Los protagonistas que despliega K. Dick en este tablero, conectados más allá de lo que suponen, nos permiten conocer una trama general a través de sus acciones en diversas subtramas con el sello inconfundible de la genialidad de este escritor maestro de la ficción filosófica, unas subtramas ricas en percepciones místicas, anómalas, desconcertantes. El misticismo del autor, que alcanza altísimas cotas de extrañeza en obras como Valis -Sivainvi en España- se manifiesta aquí en la figura del I Ching, el ancestral libro chino de las mutaciones, un oráculo en el que se miran constantemente los personajes para encontrar consuelo o guía inmersos en realidades permeables a otras, en realidades que se superponen y se intersecan de tal manera que la cualidad de lo que es real y lo que no pierde relevancia, alteración que da pie a algunos de los pasajes más memorables de la novela: “Todo este condenado asunto de la historicidad es un disparate […] Los coleccionistas se estafan a así mismos.
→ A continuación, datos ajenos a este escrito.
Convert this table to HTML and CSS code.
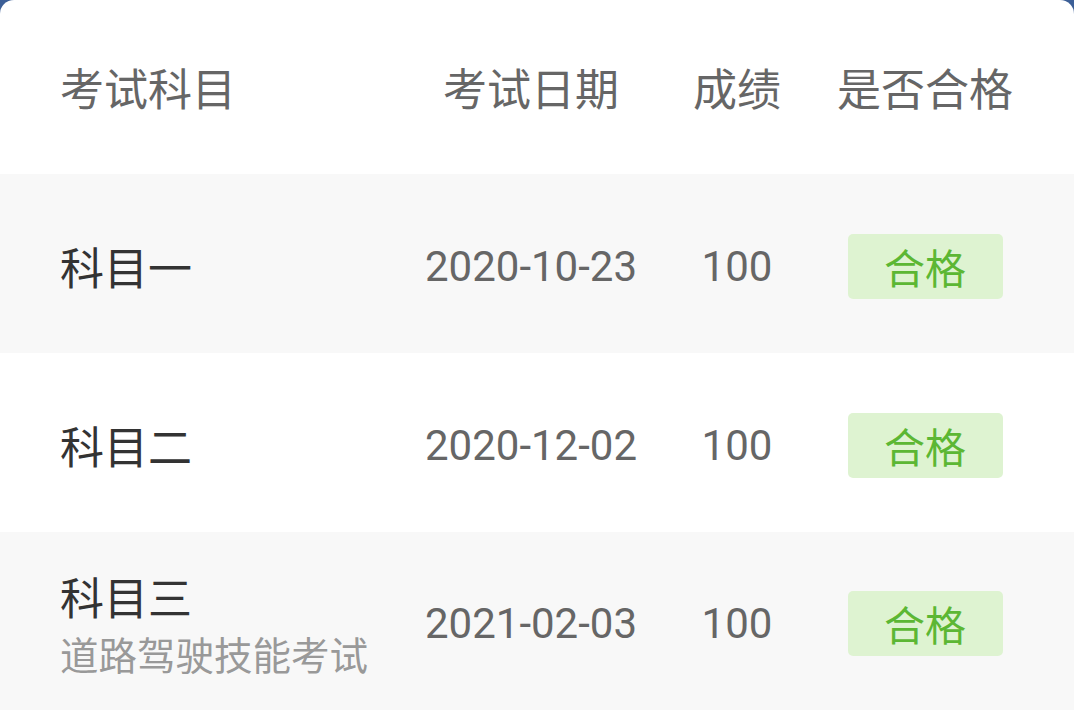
FILE: index.html
```html
<!DOCTYPE html>
<html lang="zh">
<head>
<meta charset="utf-8">
<link rel="stylesheet" href="styles.css">
</head>
<body>
<div class="card">
  <div class="row head">
    <div class="c1">考试科目</div>
    <div class="c2">考试日期</div>
    <div class="c3">成绩</div>
    <div class="c4">是否合格</div>
  </div>
  <div class="row alt">
    <div class="c1"><div class="name">科目一</div></div>
    <div class="c2 num">2020-10-23</div>
    <div class="c3 num">100</div>
    <div class="c4"><span class="badge">合格</span></div>
  </div>
  <div class="row">
    <div class="c1"><div class="name">科目二</div></div>
    <div class="c2 num">2020-12-02</div>
    <div class="c3 num">100</div>
    <div class="c4"><span class="badge">合格</span></div>
  </div>
  <div class="row alt last">
    <div class="c1"><div class="name">科目三</div><div class="sub">道路驾驶技能考试</div></div>
    <div class="c2 num">2021-02-03</div>
    <div class="c3 num">100</div>
    <div class="c4"><span class="badge">合格</span></div>
  </div>
</div>
</body>
</html>
```
FILE: styles.css
```css
html, body {
  margin: 0;
  padding: 0;
  background: #3c5f97;
  width: 1074px;
  height: 720px;
  overflow: hidden;
}
.card {
  background: #ffffff;
  border-radius: 14px 14px 0 0;
  height: 720px;
  font-family: Roboto, "Noto Sans CJK SC", sans-serif;
}
.row {
  box-sizing: border-box;
  display: grid;
  grid-template-columns: 310px 322px 90px 286px;
  padding-left: 60px;
  padding-top: 5px;
  align-items: center;
  height: 179px;
}
.row.head {
  height: 174px;
  padding-top: 0;
  color: #666666;
  font-size: 44px;
  font-family: "Noto Sans CJK SC", sans-serif;
}
.row.alt { background: #f8f8f8; }
.row.last { height: 178px; }
.c2, .c3, .c4 { text-align: center; }
.head .c1 { text-align: left; }
.name {
  font-family: "Noto Sans CJK SC", sans-serif;
  font-size: 44px;
  color: #333333;
  line-height: 58px;
}
.sub {
  font-family: "Noto Sans CJK SC", sans-serif;
  font-size: 38.5px;
  color: #999999;
  line-height: 56px;
}
.num {
  font-size: 42px;
  color: #666666;
}
.badge {
  display: inline-block;
  width: 155px;
  height: 65px;
  line-height: 65px;
  background: #def3d1;
  color: #5cb734;
  border-radius: 5px;
  font-family: "Noto Sans CJK SC", sans-serif;
  font-size: 41px;
  text-align: center;
}
```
El revólver que un soldado disparó en una batalla famosa, como la de Meuse-Argonne, por ejemplo, es igual al revólver que no fue empleado en esa batalla, salvo que tú lo sepas. Está aquí. –Wyndam-Matson se tocó la frente.– En la cabeza, no en el revólver. […] Tengo que probártelo con algún documento. Un certificado de autenticidad. Y de ese modo todo es una estafa, una ilusión colectiva. ¡El valor histórico está en el certificado, no en el objeto mismo!”.
Pero si algo cuestiona la realidad misma de la historia, en el amplio sentido de la palabra, es el libro prohibido La langosta se ha posado que al igual que el I Ching, aparece de forma recurrente en El hombre en el castillo; una ucronía dentro de la ucronía, una novela inquietante que muestra a los personajes un desarrollo distinto de los acontecimientos, en el que los nazis y los japoneses habrían perdido la guerra, y a nosotros, lectores, que no podemos estar seguros de nada, ni siquiera tal vez de que seamos los lectores y no los leídos.